As students of property law know, easements are nonpossessory interests that allow the holder to use (but not possess) property. Easements can be created expressly, and usually are. But they also can arise by force of law: Prescriptive easements, for example, arise from uninterrupted, non-permissive use of property.
And implied easements arise, under certain circumstances, when a single parcel of property is severed. For example, if an owner has historically used one part of their property to access another, say via an established path or road, then the law assumes that the prior use was a “quasi-easement” that transforms into an easement by implication if the property is divided. If the division of the property “landlocks” an owner, preventing her from accessing her property altogether, then an easement by necessity may arise by force of law.5
In certain circumstances, courts have also recognized that uninterrupted customary use can create an easement-like right of access as well.6 As Reidy observes, “Before the federal government severed their ancestral lands—by force, sale, or broken treaty—tribes used certain, inherently sacred parts of their territory, regularly and necessarily, to benefit other parts of that territory. Insofar as these historic land uses may be conceived as quasi-easements, property law affirms the possibility of use rights in sacred sites, a kind of ‘sacred easement’ over government land.”
This is not entirely without precedent. As he observes, many treaties divesting tribes of their possessory interests in property reserved their rights to access certain natural resources even after their right to possession ended.7
Reidy’s insight is that the dispossession of Native American lands—including especially lands upon which sacred sites are located—might have created circumstances under which an easement arises by force of law. In this case, the claim that the access-rights that tribes would be asserting would not be the right to use someone else’s land but instead the right to exercise their ownership interest in that land.
If he’s right, then tribes asserting access rights would be asserting their own access rights, rather than asking a court to balance their interest in access against an encroachment or infringement on another owner’s right to exclude. If a tribe has an easement, the owner of the property burdened by the easement does not have the right to exclude them.
Reidy further argues that, even when resort to the private law of easements is impossible, Congress can, and should, create a statutory property right for tribes to claim an explicit ownership interest in their sacred sites, corresponding to their sacred land use. Modeled on conservation easements, these interests would preserve sacred sites for Native American religious practice, giving the tribes granted “sacred easements” the ability to monitor, and constrain, if necessary, both present and future uses of government-owned lands, ensuring compliance with the needs of their religious practice without barring public access to sacred sites.

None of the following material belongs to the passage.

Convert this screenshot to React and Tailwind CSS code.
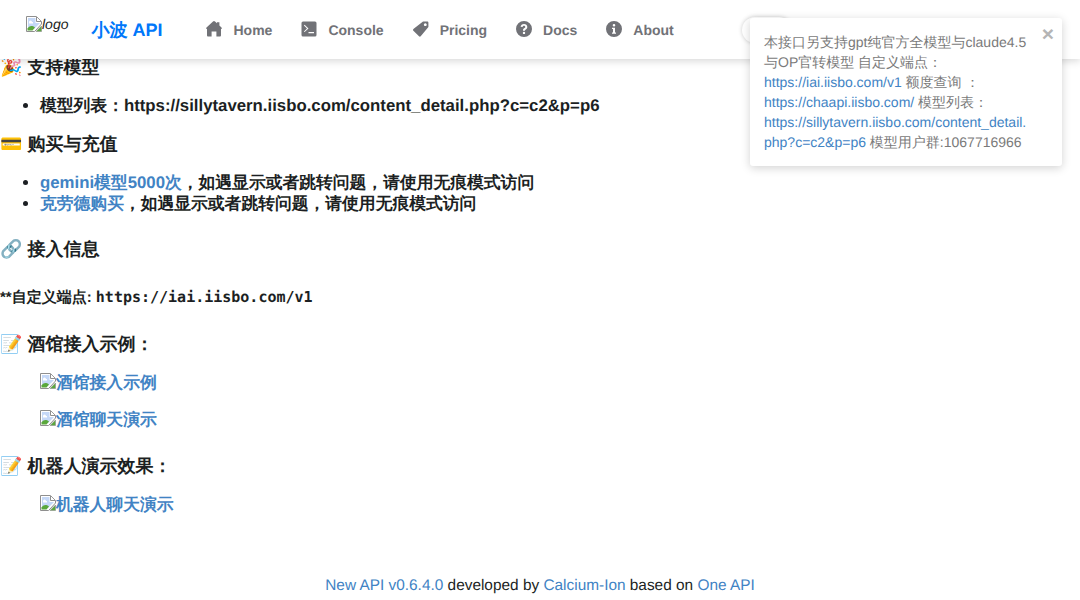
import React from "react";

const Broken = ({ className = "" }) => (
  <svg viewBox="0 0 16 16" width="16" height="16" className={"inline-block shrink-0 " + className}>
    <path d="M0.500 15.500V0.500H10.500L15.500 5.500V8L10 14L8.500 15.500Z" fill="#fff" stroke="#8f8f8f" />
    <path d="M10.500 1V5.500H15" fill="#fff" stroke="#8f8f8f" />
    <path d="M2 2H9.500V7H14L8 13H2Z" fill="#c5d8f7" />
    <path d="M3 6a1.500 1.500 0 0 1 3 0h1v1.500H3Z" fill="#fff" />
    <path d="M1.500 14.500V12.500C4 9.500 6 9.500 9 11.500L6.500 14.500Z" fill="#5aa83c" />
    <path d="M10 15.500H15.500V10Z" fill="#5aa83c" stroke="#8f8f8f" strokeWidth="0.6" />
  </svg>
);

const c = "fill-[#717277]";
const HomeI = () => (
  <svg viewBox="0 0 16 16" width="16" height="16" className={c}>
    <path d="M7 .5a1.500 1.500 0 0 1 2 0L11 2.300V1.200h2.400v3.300l2.100 1.900c.6.600.5 1.600-.4 1.600H15v6.200c0 .8-.5 1.300-1.200 1.300H10.400V10.500H5.600V15.500H2.200C1.500 15.500 1 15 1 14.200V8H.9C0 8-.1 7 .5 6.400Z" />
  </svg>
);
const TermI = () => (
  <svg viewBox="0 0 16 16" width="16" height="16" className={c}>
    <path fillRule="evenodd" d="M2 .5h12A1.500 1.500 0 0 1 15.500 2v12a1.500 1.500 0 0 1-1.500 1.500H2A1.500 1.500 0 0 1 .5 14V2A1.500 1.500 0 0 1 2 .5ZM3.600 3.700 2.900 4.400 6 7.400 2.900 10.400 3.600 11.100 7.500 7.400ZM7.500 11V12.300H13V11Z" />
  </svg>
);
const TagI = () => (
  <svg viewBox="0 0 16 16" width="16" height="16" className={c}>
    <path fillRule="evenodd" d="M10 .6h4.200c.7 0 1.200.5 1.200 1.200V6L7.700 15.300c-.5.500-1.200.500-1.700 0L.4 9.800c-.5-.5-.5-1.200 0-1.700ZM12.300 2.300a1.400 1.400 0 1 0 .01 0Z" />
  </svg>
);
const HelpI = () => (
  <svg viewBox="0 0 16 16" width="16" height="16" className={c}>
    <path fillRule="evenodd" d="M8 0a8 8 0 1 1 0 16A8 8 0 0 1 8 0ZM8 3C6.100 3 4.800 4.100 4.600 5.800L6.600 6C6.700 5.200 7.200 4.800 8 4.800 8.700 4.800 9.300 5.200 9.300 5.900 9.300 6.400 9 6.700 8.400 7.100 7.500 7.700 7 8.200 7 9.300V9.800H9V9.500C9 9 9.200 8.800 9.800 8.400 10.700 7.800 11.300 7.100 11.300 5.900 11.300 4.100 9.800 3 8 3ZM8 10.700A1.200 1.200 0 1 0 8 13.100 1.200 1.200 0 0 0 8 10.700Z" />
  </svg>
);
const InfoI = () => (
  <svg viewBox="0 0 16 16" width="16" height="16" className={c}>
    <path fillRule="evenodd" d="M8 0a8 8 0 1 1 0 16A8 8 0 0 1 8 0ZM8 2.900A1.300 1.300 0 1 0 8 5.500 1.300 1.300 0 0 0 8 2.900ZM6 6.700V8H7V11.400H6V12.800H10V11.400H9V6.700Z" />
  </svg>
);

const nav = [
  [HomeI, "Home"],
  [TermI, "Console"],
  [TagI, "Pricing"],
  [HelpI, "Docs"],
  [InfoI, "About"],
];

const A = ({ children }) => <a className="text-[#4183c4]">{children}</a>;

const H = ({ children, cls }) => (
  <h3 className={"text-[18px] leading-[23px] font-bold text-[#1c1f23] " + cls}>{children}</h3>
);

const Figure = ({ children, cls }) => (
  <p className={"flex items-center pl-10 text-[16.8px] leading-[22px] font-bold text-[#4183c4] " + cls}>
    <Broken className="-mt-[5px]" />
    <span>{children}</span>
  </p>
);

export default function App() {
  return (
    <div className="relative h-[600px] w-[1080px] overflow-hidden bg-white text-[#1c1f23] [text-rendering:geometricPrecision]" style={{ fontFamily: '"Liberation Sans"' }}>
      <header className="relative z-10 flex h-[59px] items-start bg-white shadow-[0_2px_8px_rgba(0,0,0,0.16)]">
        <div className="mt-[16px] ml-[26px] flex items-start text-[14px] leading-[17px] text-[#1c1f23] italic">
          <Broken />
          <span>logo</span>
        </div>
        <span className="mt-[19px] ml-[23px] text-[18px] leading-[23px] font-bold text-[#0077fa]">小波 API</span>
        <nav className="mt-[21px] ml-[43px] flex gap-[28px]">
          {nav.map(([I, t]) => (
            <div key={t} className="flex h-[18px] items-center gap-[11px] text-[14px] leading-[18px] font-bold text-[#717277]">
              <span className="-mt-[2px] ml-[1px]"><I /></span>
              <span>{t}</span>
            </div>
          ))}
        </nav>
        <div className="absolute top-[17px] left-[742px] h-[26px] w-[50px] rounded-full bg-white shadow-[0_0_4px_rgba(0,0,0,0.2)]" />
      </header>

      <main className="-mt-[3px]">
        <H cls="">🎉 支持模型</H>
        <ul className="mt-[16px] list-disc pl-10 text-[16.8px] leading-[22px] font-bold">
          <li>模型列表：https://sillytavern.iisbo.com/content_detail.php?c=c2&amp;p=p6</li>
        </ul>
        <H cls="mt-[16px]">💳 购买与充值</H>
        <ul className="mt-[18px] list-disc pl-10 text-[16.8px] leading-[18px] font-bold">
          <li><A>gemini模型5000次</A>，如遇显示或者跳转问题，请使用无痕模式访问</li>
          <li className="mt-[3px]"><A>克劳德购买</A>，如遇显示或者跳转问题，请使用无痕模式访问</li>
        </ul>
        <H cls="mt-[25px]">🔗 接入信息</H>
        <p className="mt-[25px] text-[15px] leading-[22px] font-semibold">
          **自定义端点: <code style={{ fontFamily: '"DejaVu Sans Mono", monospace' }}>https://iai.iisbo.com/v1</code>
        </p>
        <H cls="mt-[24px]">📝 酒馆接入示例：</H>
        <Figure cls="mt-[16px]">酒馆接入示例</Figure>
        <Figure cls="mt-[15px]">酒馆聊天演示</Figure>
        <H cls="mt-[24px]">📝 机器人演示效果：</H>
        <Figure cls="mt-[16px]">机器人聊天演示</Figure>
      </main>

      <footer className="absolute right-0 bottom-[5px] left-0 text-center text-[15.4px] leading-[18px] text-[#1c1f23]">
        <A>New API v0.6.4.0</A> developed by <A>Calcium-Ion</A> based on <A>One API</A>
      </footer>

      <div className="absolute top-[18px] left-[750px] z-20 h-[148px] w-[312px] rounded-[3px] bg-white py-[14px] pl-[14px] text-[14px] leading-[20px] whitespace-nowrap text-[#7a7a7a] shadow-[0_2px_10px_rgba(0,0,0,0.18)]">
        <button className="absolute top-[7px] right-[8px] text-[21px] leading-[18px] font-bold text-[#b5b5b5]">×</button>
        <p>本接口另支持gpt纯官方全模型与claude4.5</p>
        <p>与OP官转模型 自定义端点：</p>
        <p><A>https://iai.iisbo.com/v1</A> 额度查询 ：</p>
        <p><A>https://chaapi.iisbo.com/</A> 模型列表：</p>
        <p><A>https://sillytavern.iisbo.com/content_detail.</A></p>
        <p><A>php?c=c2&amp;p=p6</A> 模型用户群:1067716966</p>
      </div>
    </div>
  );
}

Of course, as Reidy acknowledges, the common law of easements is limited in a variety of ways. For example, prescriptive easements over government land are typically impermissible; easements have a “scope” that is limited, perhaps too limited to provide in many cases sufficient protection of indigenous religious practices; and, importantly, easements can be abandoned by disuse – and many tribes were dispossessed well over a century ago. And, while, as he argues, Congress could step in to fill the gaps, there is no reason to expect that it will, given political realities.
That said, Reidy’s suggestion that the traditional tools of property law can and should be employed to advance the religious liberty rights of indigenous peoples is both thought provoking and, in my view, groundbreaking.

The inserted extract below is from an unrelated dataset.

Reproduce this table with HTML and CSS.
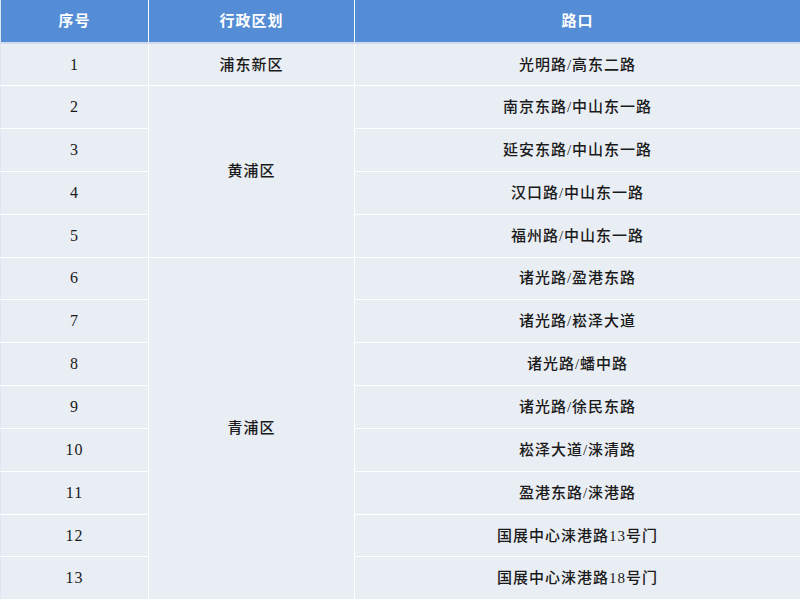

Private law and public law schools far too often talk past one another, or do not talk at all. While Reidy’s solution to the dispossession of indigenous sacred sites is only a partial one, his effort to bridge the two worlds to address what we can all acknowledge was a deep injustice and a shameful remnant of our nation’s history ought to be welcomed and embraced by private and public law scholars alike.

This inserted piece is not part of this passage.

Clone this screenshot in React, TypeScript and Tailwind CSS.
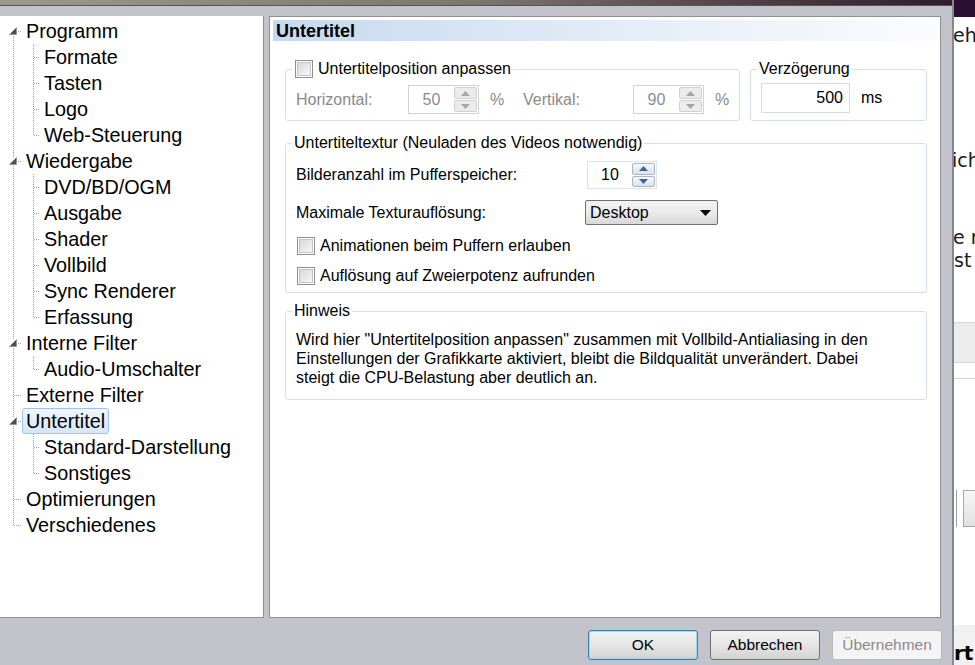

- 42 U.S.C. §§ 2000bb-2000bb-4 (2018).
- 42 U.S.C. §§ 2000cc-2000cc-5 (2018).
- See generally Stephanie Hall Barclay & Michalyn Steele, Rethinking Protections for Indigenous Sacred Sites, 134 Harv. L. Rev. 1294 (2021).
- 485 U.S. 439, 452-53 (1988).
- See Thomas Merrill & Henry Smith, Property: Principles and Policies 979-1005 (3rd Ed. 2017).
- State ex rel Thornton v. Hay, 462 P.2d 671 (Or. 1969).
- See United States v. Winans, 198 U.S. 371, 380-81 (1905).